DATA LINES:
##########

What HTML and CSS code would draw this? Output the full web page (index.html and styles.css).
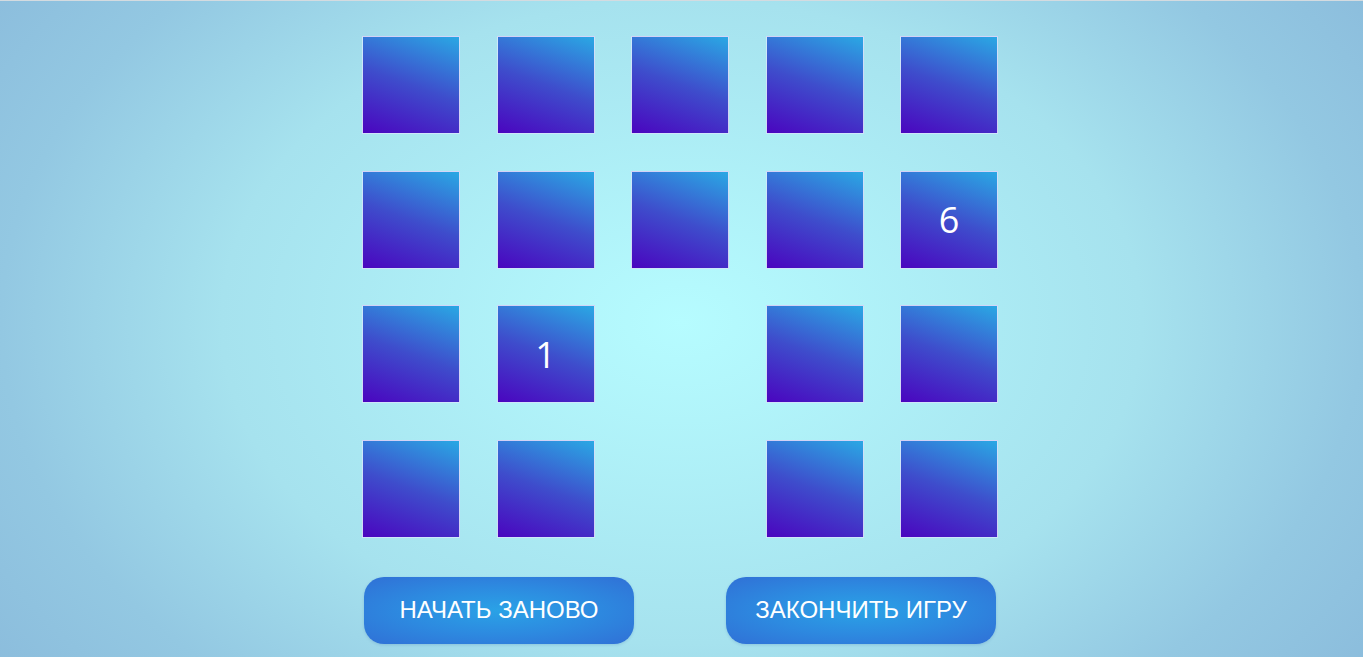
FILE: index.html
```html
<!DOCTYPE html>
<html lang="ru">
<head>
	<meta charset="utf-8">
	<title>Найди пару</title>
	<link rel="stylesheet" href="styles.css">
</head>
<body>
<div class="game">
	<!-- игровое поле 5 x 4 -->
	<div class="board">
		<div class="card"></div>
		<div class="card"></div>
		<div class="card"></div>
		<div class="card"></div>
		<div class="card"></div>

		<div class="card"></div>
		<div class="card"></div>
		<div class="card"></div>
		<div class="card"></div>
		<div class="card open">6</div>

		<div class="card"></div>
		<div class="card open">1</div>
		<div class="card gone"></div>
		<div class="card"></div>
		<div class="card"></div>

		<div class="card"></div>
		<div class="card"></div>
		<div class="card gone"></div>
		<div class="card"></div>
		<div class="card"></div>
	</div>
	<div class="controls">
		<button type="button" class="btn">Начать заново</button>
		<button type="button" class="btn">Закончить игру</button>
	</div>
</div>
</body>
</html>
```

FILE: styles.css
```css
html, body {
	height: 100%;
}
body {
	margin: 0;
	border-top: 1px solid #d4dbe0;
	box-sizing: border-box;
	background: radial-gradient(ellipse 1000px 700px at 50% 49%, #b6fcff 0%, #a6e2ee 46%, #93c8e2 68%, #8bbcdc 85%);
	font-family: "Open Sans", "Noto Sans", sans-serif;
}
.game {
	display: flex;
	flex-direction: column;
	align-items: center;
	padding-top: 35px;
	padding-right: 3px;
}
.board {
	display: grid;
	grid-template-columns: repeat(5, 98px);
	grid-auto-rows: 98px;
	gap: 36.5px;
}
.card {
	box-sizing: border-box;
	border: 1px solid rgba(235, 245, 255, 0.85);
	background: linear-gradient(20deg, #4a05bf 0%, #3e4dcc 50%, #2aa8e4 100%);
	color: #fff;
	font-size: 36px;
	display: flex;
	align-items: center;
	justify-content: center;
}
.card.gone {
	visibility: hidden;
}
.controls {
	display: flex;
	gap: 92px;
	margin-top: 39px;
}
.btn {
	width: 270px;
	height: 67px;
	border: none;
	border-radius: 20px;
	background: radial-gradient(ellipse at center, #2aa2e6 0%, #2d8ae0 50%, #3070d6 100%);
	color: #fff;
	font-family: "Liberation Sans", Arial, sans-serif;
	font-size: 24px;
	text-transform: uppercase;
	box-shadow: 0 1px 3px rgba(40, 90, 160, 0.2);
}
```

##########

DIRECTIONS FOR THIS TASK: Reproduce the whole listing exactly, but not the images in it.

COMPLETED EXERCISE:
What HTML and CSS code would draw this? Output the full web page (index.html and styles.css).
FILE: index.html
```html
<!DOCTYPE html>
<html lang="ru">
<head>
	<meta charset="utf-8">
	<title>Найди пару</title>
	<link rel="stylesheet" href="styles.css">
</head>
<body>
<div class="game">
	<!-- игровое поле 5 x 4 -->
	<div class="board">
		<div class="card"></div>
		<div class="card"></div>
		<div class="card"></div>
		<div class="card"></div>
		<div class="card"></div>

		<div class="card"></div>
		<div class="card"></div>
		<div class="card"></div>
		<div class="card"></div>
		<div class="card open">6</div>

		<div class="card"></div>
		<div class="card open">1</div>
		<div class="card gone"></div>
		<div class="card"></div>
		<div class="card"></div>

		<div class="card"></div>
		<div class="card"></div>
		<div class="card gone"></div>
		<div class="card"></div>
		<div class="card"></div>
	</div>
	<div class="controls">
		<button type="button" class="btn">Начать заново</button>
		<button type="button" class="btn">Закончить игру</button>
	</div>
</div>
</body>
</html>
```

FILE: styles.css
```css
html, body {
	height: 100%;
}
body {
	margin: 0;
	border-top: 1px solid #d4dbe0;
	box-sizing: border-box;
	background: radial-gradient(ellipse 1000px 700px at 50% 49%, #b6fcff 0%, #a6e2ee 46%, #93c8e2 68%, #8bbcdc 85%);
	font-family: "Open Sans", "Noto Sans", sans-serif;
}
.game {
	display: flex;
	flex-direction: column;
	align-items: center;
	padding-top: 35px;
	padding-right: 3px;
}
.board {
	display: grid;
	grid-template-columns: repeat(5, 98px);
	grid-auto-rows: 98px;
	gap: 36.5px;
}
.card {
	box-sizing: border-box;
	border: 1px solid rgba(235, 245, 255, 0.85);
	background: linear-gradient(20deg, #4a05bf 0%, #3e4dcc 50%, #2aa8e4 100%);
	color: #fff;
	font-size: 36px;
	display: flex;
	align-items: center;
	justify-content: center;
}
.card.gone {
	visibility: hidden;
}
.controls {
	display: flex;
	gap: 92px;
	margin-top: 39px;
}
.btn {
	width: 270px;
	height: 67px;
	border: none;
	border-radius: 20px;
	background: radial-gradient(ellipse at center, #2aa2e6 0%, #2d8ae0 50%, #3070d6 100%);
	color: #fff;
	font-family: "Liberation Sans", Arial, sans-serif;
	font-size: 24px;
	text-transform: uppercase;
	box-shadow: 0 1px 3px rgba(40, 90, 160, 0.2);
}
```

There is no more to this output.